The garden is changing daily with the onset of spring. Plants that looked about ready to die over the winter have suddenly started to grow vigorously and look very promising again. All of the hedges that struggled through last summer's drought looking very pitiful have flowered and put forth new leaves. They look as though they may start to function as screens, as intended.
Likewise the fig orchard is looking lively with longer stems, floppy leaves, and behold! two actual figs already.
The sparrows that live in our neighbours' roofs have produced offspring which are learning to fly, principally by hopping about in our hedges. Their parents squeak encouragement from our trees. Since we've started to open our windows again, it's noisy with them shrieking away.
The wild pink poppy that I found last spring growing on a paddy bank which I seeded in our garden grew slowly over the winter and has suddenly shot up. It's a weird pale green colour that really stands out against the other greens. It's getting ready to flower.
In my wanderings around the neighbourhood, I found myself in the rambling 'yard' of a garden and landscaping operation.
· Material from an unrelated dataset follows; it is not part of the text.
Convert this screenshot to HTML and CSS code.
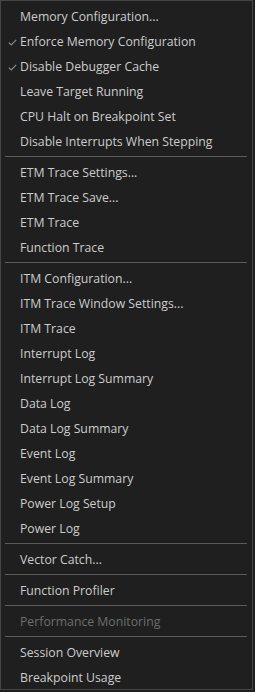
FILE: index.html
```html
<!DOCTYPE html>
<html lang="en">
<head>
  <meta charset="UTF-8">
  <title>Debug Menu</title>
  <link rel="stylesheet" href="styles.css">
</head>
<body>

  <div class="menu">
    <div class="item">Memory Configuration...</div>
    <div class="item checked">
      <svg class="check" width="9" height="7" viewBox="0 0 9 7"><path d="M0.8 3.6 L3.2 5.9 L8.2 0.8" fill="none" stroke="#8a8a8a" stroke-width="1.2"/></svg>
      Enforce Memory Configuration
    </div>
    <div class="item checked">
      <svg class="check" width="9" height="7" viewBox="0 0 9 7"><path d="M0.8 3.6 L3.2 5.9 L8.2 0.8" fill="none" stroke="#8a8a8a" stroke-width="1.2"/></svg>
      Disable Debugger Cache
    </div>
    <div class="item">Leave Target Running</div>
    <div class="item">CPU Halt on Breakpoint Set</div>
    <div class="item">Disable Interrupts When Stepping</div>
    <div class="sep"></div>
    <div class="item">ETM Trace Settings...</div>
    <div class="item">ETM Trace Save...</div>
    <div class="item">ETM Trace</div>
    <div class="item">Function Trace</div>
    <div class="sep"></div>
    <div class="item">ITM Configuration...</div>
    <div class="item">ITM Trace Window Settings...</div>
    <div class="item">ITM Trace</div>
    <div class="item">Interrupt Log</div>
    <div class="item">Interrupt Log Summary</div>
    <div class="item">Data Log</div>
    <div class="item">Data Log Summary</div>
    <div class="item">Event Log</div>
    <div class="item">Event Log Summary</div>
    <div class="item">Power Log Setup</div>
    <div class="item">Power Log</div>
    <div class="sep"></div>
    <div class="item">Vector Catch...</div>
    <div class="sep"></div>
    <div class="item">Function Profiler</div>
    <div class="sep"></div>
    <div class="item disabled">Performance Monitoring</div>
    <div class="sep"></div>
    <div class="item">Session Overview</div>
    <div class="item">Breakpoint Usage</div>
  </div>

</body>
</html>
```

FILE: styles.css
```css
body {
  margin: 0;
  background-color: #1f1f1f;
}
.menu {
  width: 253px;
  height: 690px;
  padding-top: 3px;
  box-sizing: border-box;
  border: 1px solid #454545;
  background-color: #1f1f1f;
  font-family: "Open Sans", sans-serif;
  font-size: 12.25px;
  color: #cccccc;
}
.item {
  position: relative;
  height: 25px;
  line-height: 25px;
  padding-left: 19px;
  white-space: nowrap;
}
.check {
  position: absolute;
  left: 7px;
  top: 10px;
}
.disabled {
  color: #6e6e6e;
}
.sep {
  height: 1px;
  margin: 2px 5px 3px 4px;
  background-color: #5a5a5a;
}
```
Amongst the rocks and other furnishings scattered about, I spotted a nice piece of granite with a depression cut in the top, either for a birdbath or a small pond. As soon as I saw it, I wanted it. So we entered into negotiations with the landscaper and got it for a good price. As it's a bit too deep for a birdbath, I think I'll put some medaka fish and water weed in it.
This weekend marks the start of 'Golden Week'. For some reason, a couple of years ago the national broadcaster NHK began calling it an 'ogata renkyu' or a 'large scale succession of days off'. Seeing as it's a measly handful of days generally interspersed with working days, it's neither 'large scale' nor a 'succession of days off'. In fact the new appellation has a distinctly propagandistic feel about it. While the French exist as a people to show what 'ogata renkyu' really is, the expression should rightly elicit only bitter guffaws. At least it does in my house. Anyway, not to look a gift horse in the mouth, I'm jolly well looking forward to the opportunity of pulling up heaps of weeds before they get the better of me again.
2 comments:
Could you mill grain in it? That would be fun, for a short time.
You probably could, but it now has a pregnant medaka and some water weed in it.
I've tried milling stuff and came to the conclusion that machines do it better.
(As a heavy consumer of sesame, I thought it might be good to grow it and mill it myself. Well, to hell with that. It looks like a crazy hassle. Anything that involves more than 3 steps is something I'm happy to leave to the pros.)